What Type of Christian Are You?

I keep hearing that we live in post-Christian times, that Millennials are decidedly less religious than previous generations, that secularism is winning the day in our universities and other bastions of cultural influence. I don’t get out that much and I find it hard to personally get the pulse of say, 200 million people, but it’s difficult not to conclude  that Christianity seems to be in decline in its influence in our society. And yet. Has anyone noticed that in the most unexpected places, people are popping up and self-identifying as Christians? And saying some pretty startling things?

The title to this post comes from an article entitled, “Christianity’s future looks more like Lady Gaga than Mike Pence.” The author, Guthrie Graves-Fitzsimmons, quotes Lady Gaga speaking at a concert, saying, “I am a Christian woman” as she asserts her support for the LGBTQ community. Lady Gaga a Christian? How did I miss that?

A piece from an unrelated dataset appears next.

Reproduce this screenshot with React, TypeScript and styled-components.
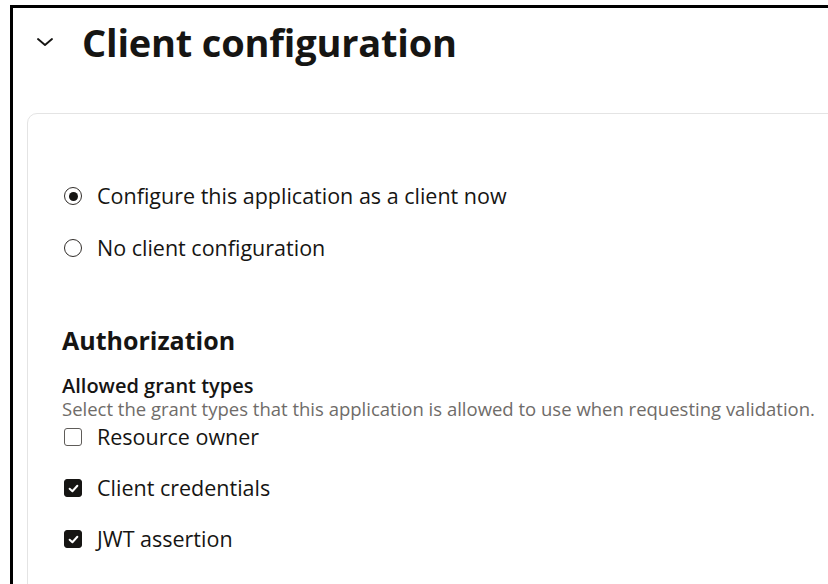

Recently, the TV show, “The Bachelorette” (full disclosure: I’ve never watched it, I just read the news) made headlines and Twitter feeds when a dispute broke out between the bachelorette and one of the contestants. It is reported that contestant Parker told bachelorette Hannah that his Christian faith led him to be in favor of sexual purity before marriage. Hannah replied, now famously, that, “I have had sex and Jesus still loves me.” OK, so there’s no mention of how repentance and forgiveness work out here, and we probably don’t need to be reminded that the Bachelorette may not be the best training ground for thoughtful development of Christian ethics, but here they are, Hannah and Parker, talking openly on network TV about how their Christianity impacts their sex lives.

Shifting to politics, am I the only one to be surprised to learn that presidential candidate Pete Buttigieg – a Rhodes Scholar, a military vet who deployed to Afghanistan, a gay married man, and Democrat – speaks openly about his Christian faith? I don’t recall having previously encountered all these characteristics in the same person.

One last illustration from politics. Guthrie Graves-Fitzsimmons, mentioned above, is a self-described progressive Christian writer who publishes a daily devotional “aimed at spiritually and politically defeating Trumpism.” This contrasts him with Jerry Falwell Jr., president of Liberty University, who responded to the question, “Is there anything President Trump could do that would endanger that support from you or other evangelical leaders?” with a simple, “No.” The polarization between these two professing Christians is striking and leads us back to our question.

What type of Christian are you? There are many options, aren’t there? How do people today fill in this blank? I am a ­__________  [Reformed, progressive, mainline, Evangelical, gay, conservative, pro-life, pro-choice…pick your adjective or add your own!] Christian. What’s the difference between the kind of Christian diversity that magnifies Christ and the kind that compromises the gospel? Might this not be a good time to stop and review from God’s Word what it really means to be a Christian? We do this not for the sake of elevating ourselves above those who think differently, but for the sake of pleasing the God we love and serve.

The elders of our church believe that clarifying what it means to be a Christian is a high priority for us, so we’ve put together a sermon series called, “Follow Me: Jesus’ Call to Authentic Discipleship.” What kind of a Christian are you? I am a Christian who follows Jesus. What does that look like?

What’s the difference between the kind of Christian diversity that magnifies Christ and the kind that compromises the gospel?

Following Jesus involves at least knowing, loving, and obeying Jesus, and also encouraging others to follow Jesus. God wants us to be clear that there is no discipleship without following Jesus, no discipleship without community, and no discipleship without participating in his mission to the world. God wants each of us to think of ourselves as disciples, and to be confident that we have much to contribute to God’s work in our church and in our world.

This series is designed to inform us about what it means to be a disciple, and to call us to unreserved, single-minded commitment to live as disciples. This series is designed to align us in our church’s vision and mission by providing us with a shared understanding and practice of discipleship, so that we can be a church united around being passionate disciples of Jesus, for the glory of God.

Beginning Sunday, September 8, we want to take the next 5 sermons to hear and understand Jesus’ call to authentic discipleship. Here’s the plan:

September 8              Disciples Know Jesus

September 15            Disciples Love Jesus

September 22            Disciples Obey Jesus

September 29            Disciples Grow Together

October 6                   Disciples Make Disciples

Would you be praying for RGC during this series that God will work amongst to help each one of us to grow as passionate followers of Jesus?